Experiments in a novel quasi-1D diffusion flame with variable bulk flow

TL;DR

This paper presents an improved quasi-1D diffusion flame burner with independent control of bulk flow, validated through experiments and modeling, enabling better study of flame stability and effects of flow direction.

Contribution

It introduces a novel burner design allowing independent control of flow parameters and validates a simplified theoretical model against experimental data.

Findings

Good approximation of 1-D diffusion flames achieved

Flow direction influences flame stability

Model aligns well with experimental concentration profiles

Abstract

The novel species injector of a recently developed research burner, consisting of an array of hypodermic needles, which allows to produce quasi one-dimensional unstrained diffusion flames has been improved. It is used in a new symmetric design with fuel and oxidizer injected through needle arrays which allows to independently choose both the magnitude and direction of the bulk flow through the flame. A simplified theoretical model for the flame position with variable bulk flow is presented which accounts for the transport properties of both reactants. The model results are compared to experiments with a CO2-diluted H2-O2 flame and variable bulk flow. The mixture composition throughout the burning chamber is monitored by mass spectrometry.
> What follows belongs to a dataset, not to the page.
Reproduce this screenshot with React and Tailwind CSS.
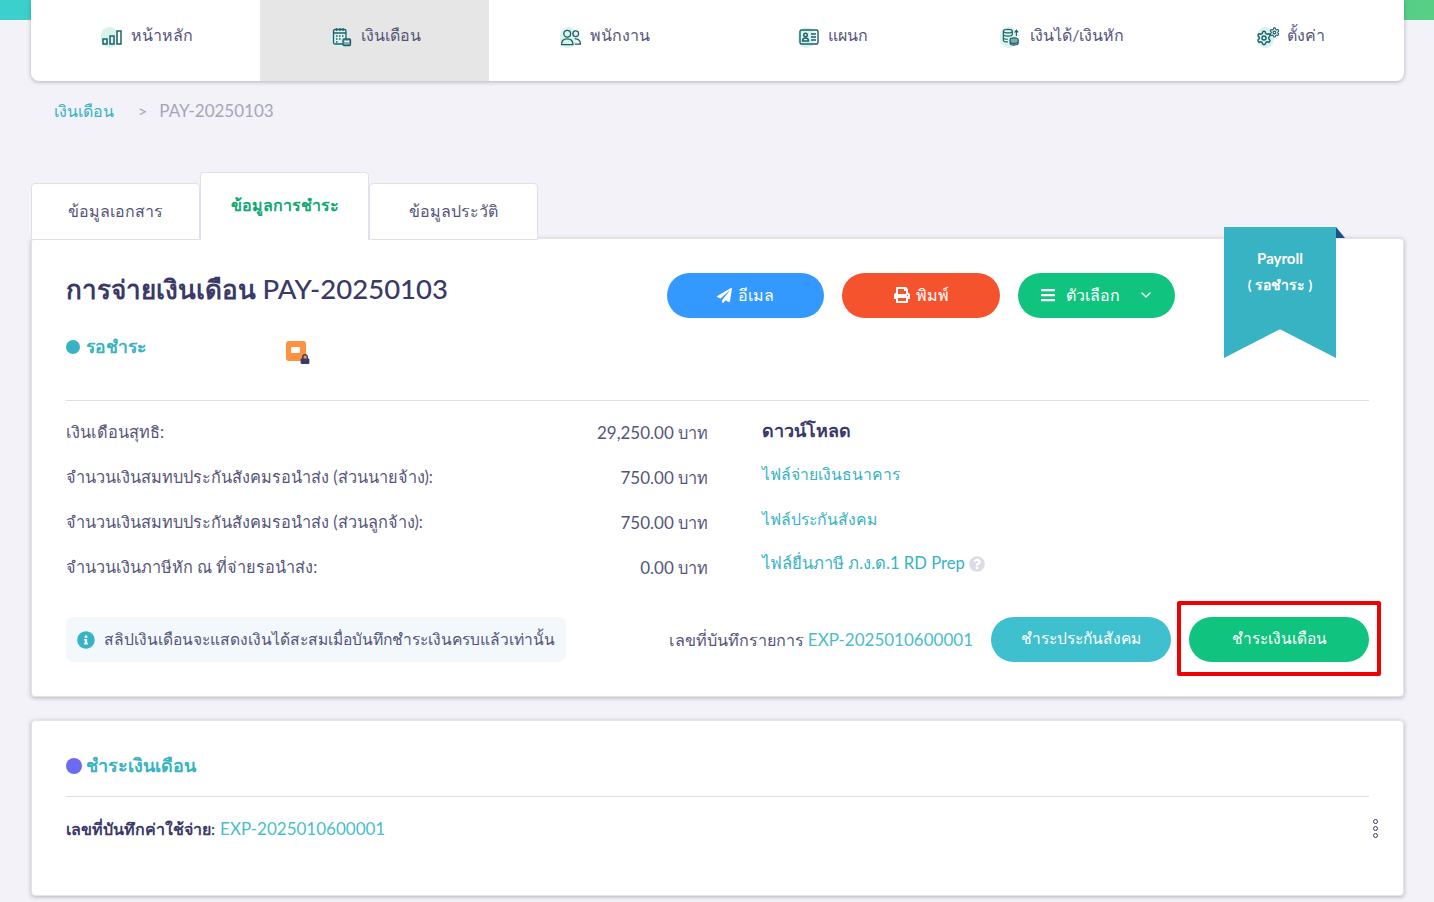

The resulting concentration profiles are also compared to the simplified theory and demonstrate that the new burner configuration produces a good approximation of the 1-D chambered diffusion flame, which has been used extensively for the stability analysis of diffusion flames. Hence, the new research burner opens up new possibilities for the experimental validation of theoretical models developed in the idealized unstrained 1-D chambered flame configuration, in particular models concerning the effect of bulk flow magnitude and direction on flame stability. Some preliminary results are presented on the effect of bulk flow direction on the thermal-diffusive cellular flame instability.